### Problem details
Look through the listing for the word "styles". Copy each line that has it.

********

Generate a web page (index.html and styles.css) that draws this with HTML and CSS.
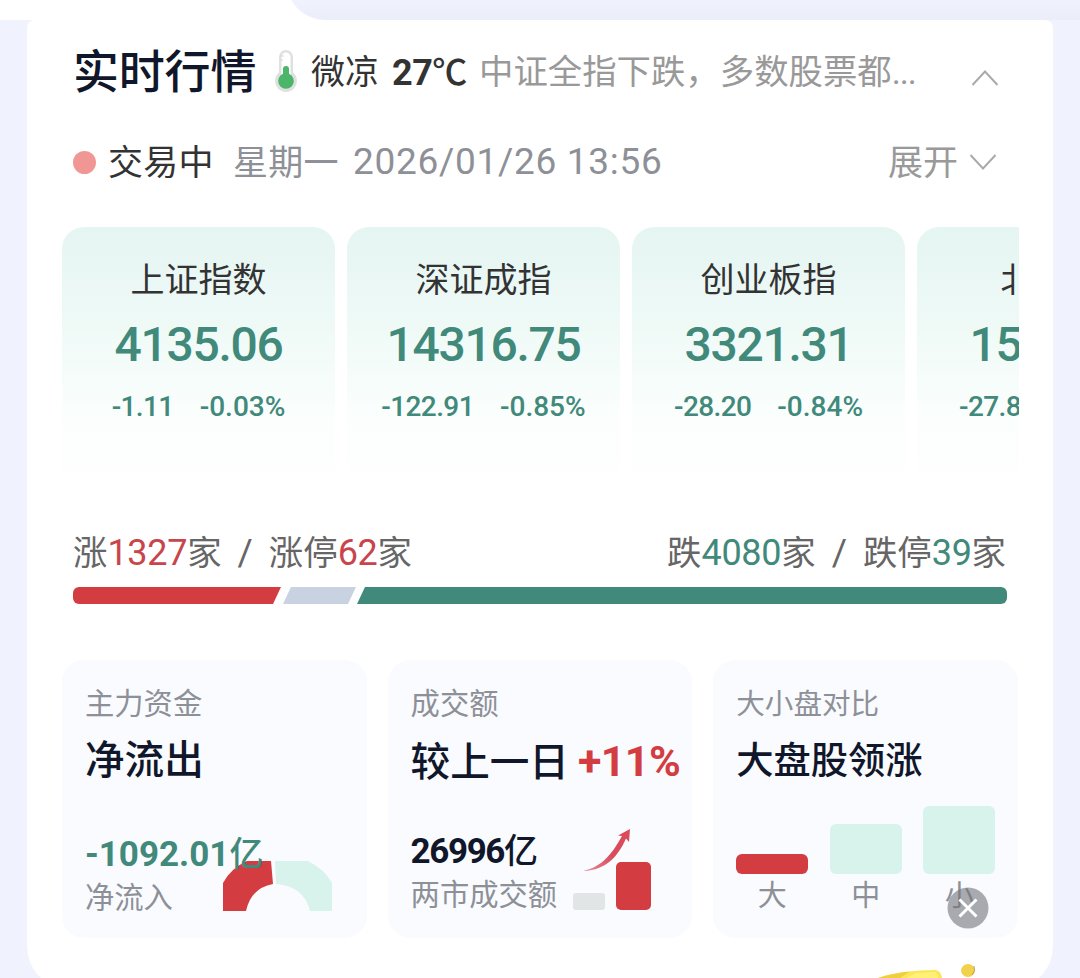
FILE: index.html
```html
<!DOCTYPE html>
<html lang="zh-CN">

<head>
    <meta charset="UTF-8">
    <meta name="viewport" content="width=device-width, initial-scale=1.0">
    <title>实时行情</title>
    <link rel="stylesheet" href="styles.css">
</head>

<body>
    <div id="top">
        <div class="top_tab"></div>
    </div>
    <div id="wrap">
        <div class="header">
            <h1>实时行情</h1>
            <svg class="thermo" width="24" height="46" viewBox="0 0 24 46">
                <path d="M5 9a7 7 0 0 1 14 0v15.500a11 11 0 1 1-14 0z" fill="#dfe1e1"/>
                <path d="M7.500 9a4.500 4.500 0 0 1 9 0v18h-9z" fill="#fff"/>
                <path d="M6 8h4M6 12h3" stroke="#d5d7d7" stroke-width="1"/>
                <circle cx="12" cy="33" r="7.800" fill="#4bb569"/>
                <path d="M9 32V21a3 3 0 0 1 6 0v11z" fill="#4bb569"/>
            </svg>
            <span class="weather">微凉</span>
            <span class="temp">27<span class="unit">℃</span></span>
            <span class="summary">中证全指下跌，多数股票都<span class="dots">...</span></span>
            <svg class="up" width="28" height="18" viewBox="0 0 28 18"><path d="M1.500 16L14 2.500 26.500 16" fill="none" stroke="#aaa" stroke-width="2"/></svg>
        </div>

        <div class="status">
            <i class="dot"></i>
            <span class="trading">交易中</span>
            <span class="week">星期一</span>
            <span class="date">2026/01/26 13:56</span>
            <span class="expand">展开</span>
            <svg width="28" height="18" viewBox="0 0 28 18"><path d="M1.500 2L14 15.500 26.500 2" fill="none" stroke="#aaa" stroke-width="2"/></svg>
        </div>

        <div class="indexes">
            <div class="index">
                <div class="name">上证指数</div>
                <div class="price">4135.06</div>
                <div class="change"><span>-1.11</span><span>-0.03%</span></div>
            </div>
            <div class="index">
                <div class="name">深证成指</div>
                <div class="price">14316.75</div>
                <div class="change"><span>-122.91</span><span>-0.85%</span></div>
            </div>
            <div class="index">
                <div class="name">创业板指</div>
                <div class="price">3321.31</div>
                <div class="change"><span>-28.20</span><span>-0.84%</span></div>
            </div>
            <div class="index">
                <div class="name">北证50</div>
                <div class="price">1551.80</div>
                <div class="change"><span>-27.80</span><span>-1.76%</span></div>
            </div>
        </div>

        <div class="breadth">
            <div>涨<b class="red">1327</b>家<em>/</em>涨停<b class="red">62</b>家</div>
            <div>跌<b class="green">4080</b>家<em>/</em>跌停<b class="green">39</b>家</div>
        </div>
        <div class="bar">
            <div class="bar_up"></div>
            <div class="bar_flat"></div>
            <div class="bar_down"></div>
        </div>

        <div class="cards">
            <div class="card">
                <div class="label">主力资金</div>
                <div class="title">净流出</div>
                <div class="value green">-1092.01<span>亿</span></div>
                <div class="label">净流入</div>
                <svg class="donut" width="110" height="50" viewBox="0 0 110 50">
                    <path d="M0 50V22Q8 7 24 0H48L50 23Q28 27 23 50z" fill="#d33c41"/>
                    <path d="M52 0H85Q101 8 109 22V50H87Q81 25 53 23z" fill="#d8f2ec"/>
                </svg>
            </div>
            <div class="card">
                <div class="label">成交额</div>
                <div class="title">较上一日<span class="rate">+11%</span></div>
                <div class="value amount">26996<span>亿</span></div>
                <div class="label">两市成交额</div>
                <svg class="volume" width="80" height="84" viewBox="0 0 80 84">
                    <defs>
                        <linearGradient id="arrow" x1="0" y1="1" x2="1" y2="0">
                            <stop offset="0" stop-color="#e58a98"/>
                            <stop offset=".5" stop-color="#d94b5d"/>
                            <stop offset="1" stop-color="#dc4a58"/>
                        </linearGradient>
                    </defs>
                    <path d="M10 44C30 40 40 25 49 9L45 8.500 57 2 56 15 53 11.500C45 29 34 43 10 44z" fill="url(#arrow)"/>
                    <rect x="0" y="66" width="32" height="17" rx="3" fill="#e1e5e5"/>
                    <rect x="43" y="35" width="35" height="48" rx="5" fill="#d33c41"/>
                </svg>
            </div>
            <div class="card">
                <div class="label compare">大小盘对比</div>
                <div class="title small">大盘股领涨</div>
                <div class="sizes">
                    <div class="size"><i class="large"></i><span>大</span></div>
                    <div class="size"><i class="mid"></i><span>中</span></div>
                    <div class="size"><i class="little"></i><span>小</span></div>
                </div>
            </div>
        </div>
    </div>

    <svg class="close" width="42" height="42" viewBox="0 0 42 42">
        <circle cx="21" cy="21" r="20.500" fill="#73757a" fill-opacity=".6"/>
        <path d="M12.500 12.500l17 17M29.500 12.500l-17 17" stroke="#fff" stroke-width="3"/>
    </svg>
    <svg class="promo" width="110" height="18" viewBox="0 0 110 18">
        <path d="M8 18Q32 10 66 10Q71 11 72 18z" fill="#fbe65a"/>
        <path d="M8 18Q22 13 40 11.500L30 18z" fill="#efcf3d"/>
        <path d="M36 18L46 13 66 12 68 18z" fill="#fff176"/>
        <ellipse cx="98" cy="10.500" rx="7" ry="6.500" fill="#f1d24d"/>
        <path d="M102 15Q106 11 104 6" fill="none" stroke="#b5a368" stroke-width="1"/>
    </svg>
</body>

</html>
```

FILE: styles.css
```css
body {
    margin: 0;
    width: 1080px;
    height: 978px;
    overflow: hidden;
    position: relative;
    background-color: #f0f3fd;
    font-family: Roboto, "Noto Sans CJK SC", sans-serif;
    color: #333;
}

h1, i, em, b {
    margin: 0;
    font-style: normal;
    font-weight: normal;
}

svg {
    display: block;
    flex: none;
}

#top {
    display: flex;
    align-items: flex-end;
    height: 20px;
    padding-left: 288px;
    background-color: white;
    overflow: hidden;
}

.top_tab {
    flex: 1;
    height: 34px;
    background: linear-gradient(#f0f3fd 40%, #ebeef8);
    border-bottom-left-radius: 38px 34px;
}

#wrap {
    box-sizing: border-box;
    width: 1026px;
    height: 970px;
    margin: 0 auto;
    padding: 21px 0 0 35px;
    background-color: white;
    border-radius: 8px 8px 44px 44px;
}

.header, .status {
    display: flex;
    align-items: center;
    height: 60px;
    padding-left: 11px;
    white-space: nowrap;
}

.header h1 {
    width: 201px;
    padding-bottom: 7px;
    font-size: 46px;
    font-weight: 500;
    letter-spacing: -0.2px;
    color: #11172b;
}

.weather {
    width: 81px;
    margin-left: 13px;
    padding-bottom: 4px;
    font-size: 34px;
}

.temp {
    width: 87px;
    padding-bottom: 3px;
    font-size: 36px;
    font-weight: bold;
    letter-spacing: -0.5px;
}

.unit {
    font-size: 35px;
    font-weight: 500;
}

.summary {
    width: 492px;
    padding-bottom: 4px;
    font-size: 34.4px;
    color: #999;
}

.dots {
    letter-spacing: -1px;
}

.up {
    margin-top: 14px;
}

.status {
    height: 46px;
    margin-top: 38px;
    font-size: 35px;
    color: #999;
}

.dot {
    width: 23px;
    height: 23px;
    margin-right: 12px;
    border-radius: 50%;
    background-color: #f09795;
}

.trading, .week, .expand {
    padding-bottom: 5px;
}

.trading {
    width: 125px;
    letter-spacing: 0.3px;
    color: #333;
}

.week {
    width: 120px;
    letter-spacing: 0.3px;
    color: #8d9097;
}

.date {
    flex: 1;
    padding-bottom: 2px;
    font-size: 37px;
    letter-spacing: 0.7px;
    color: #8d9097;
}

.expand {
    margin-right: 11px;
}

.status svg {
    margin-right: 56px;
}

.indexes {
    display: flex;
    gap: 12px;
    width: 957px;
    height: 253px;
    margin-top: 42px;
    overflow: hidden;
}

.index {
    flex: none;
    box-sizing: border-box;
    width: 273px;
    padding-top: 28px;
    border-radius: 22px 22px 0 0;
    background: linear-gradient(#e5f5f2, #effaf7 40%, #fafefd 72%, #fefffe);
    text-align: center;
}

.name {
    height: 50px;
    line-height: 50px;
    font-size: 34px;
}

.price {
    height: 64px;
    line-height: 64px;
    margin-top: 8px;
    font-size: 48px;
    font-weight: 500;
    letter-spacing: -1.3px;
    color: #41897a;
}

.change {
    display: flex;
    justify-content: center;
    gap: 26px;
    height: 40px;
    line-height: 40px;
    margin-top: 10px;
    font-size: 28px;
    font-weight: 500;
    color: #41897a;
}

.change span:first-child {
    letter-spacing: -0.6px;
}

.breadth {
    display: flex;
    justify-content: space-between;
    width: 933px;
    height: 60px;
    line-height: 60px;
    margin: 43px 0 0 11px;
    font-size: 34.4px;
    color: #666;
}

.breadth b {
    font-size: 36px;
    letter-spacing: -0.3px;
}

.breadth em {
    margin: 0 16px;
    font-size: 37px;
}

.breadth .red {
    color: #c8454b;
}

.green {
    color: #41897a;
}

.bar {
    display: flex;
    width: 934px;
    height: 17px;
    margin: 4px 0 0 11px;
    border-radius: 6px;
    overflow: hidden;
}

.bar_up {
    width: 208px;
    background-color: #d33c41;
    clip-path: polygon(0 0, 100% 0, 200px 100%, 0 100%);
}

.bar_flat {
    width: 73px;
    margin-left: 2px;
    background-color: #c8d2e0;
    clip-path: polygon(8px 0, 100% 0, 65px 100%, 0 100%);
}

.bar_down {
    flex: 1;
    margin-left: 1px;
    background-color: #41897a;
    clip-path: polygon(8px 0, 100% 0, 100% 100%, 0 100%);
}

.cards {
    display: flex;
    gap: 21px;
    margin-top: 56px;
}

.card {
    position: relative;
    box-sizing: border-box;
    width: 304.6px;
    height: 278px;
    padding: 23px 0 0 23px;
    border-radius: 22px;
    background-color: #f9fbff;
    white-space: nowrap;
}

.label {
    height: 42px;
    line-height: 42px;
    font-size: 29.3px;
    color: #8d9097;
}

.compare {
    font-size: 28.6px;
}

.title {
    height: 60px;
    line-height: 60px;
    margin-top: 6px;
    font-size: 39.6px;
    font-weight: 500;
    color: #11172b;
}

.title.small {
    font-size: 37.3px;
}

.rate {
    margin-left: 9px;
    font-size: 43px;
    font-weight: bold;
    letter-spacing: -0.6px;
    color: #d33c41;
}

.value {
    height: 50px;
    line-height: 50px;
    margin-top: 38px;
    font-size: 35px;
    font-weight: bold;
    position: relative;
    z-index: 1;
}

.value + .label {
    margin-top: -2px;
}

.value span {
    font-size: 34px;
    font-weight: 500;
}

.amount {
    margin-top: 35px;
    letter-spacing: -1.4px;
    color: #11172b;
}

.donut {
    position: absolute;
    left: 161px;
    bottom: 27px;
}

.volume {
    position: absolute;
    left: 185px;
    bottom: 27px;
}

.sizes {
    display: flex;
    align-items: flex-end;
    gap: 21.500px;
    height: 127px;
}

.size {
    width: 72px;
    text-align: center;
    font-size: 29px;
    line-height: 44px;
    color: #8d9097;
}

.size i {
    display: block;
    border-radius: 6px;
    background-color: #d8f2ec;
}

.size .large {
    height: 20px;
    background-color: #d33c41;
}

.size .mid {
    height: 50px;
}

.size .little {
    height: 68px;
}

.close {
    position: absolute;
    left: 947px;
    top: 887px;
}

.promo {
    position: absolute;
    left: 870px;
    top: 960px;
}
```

********

### Reply
Generate a web page (index.html and styles.css) that draws this with HTML and CSS.
    <link rel="stylesheet" href="styles.css">
FILE: styles.css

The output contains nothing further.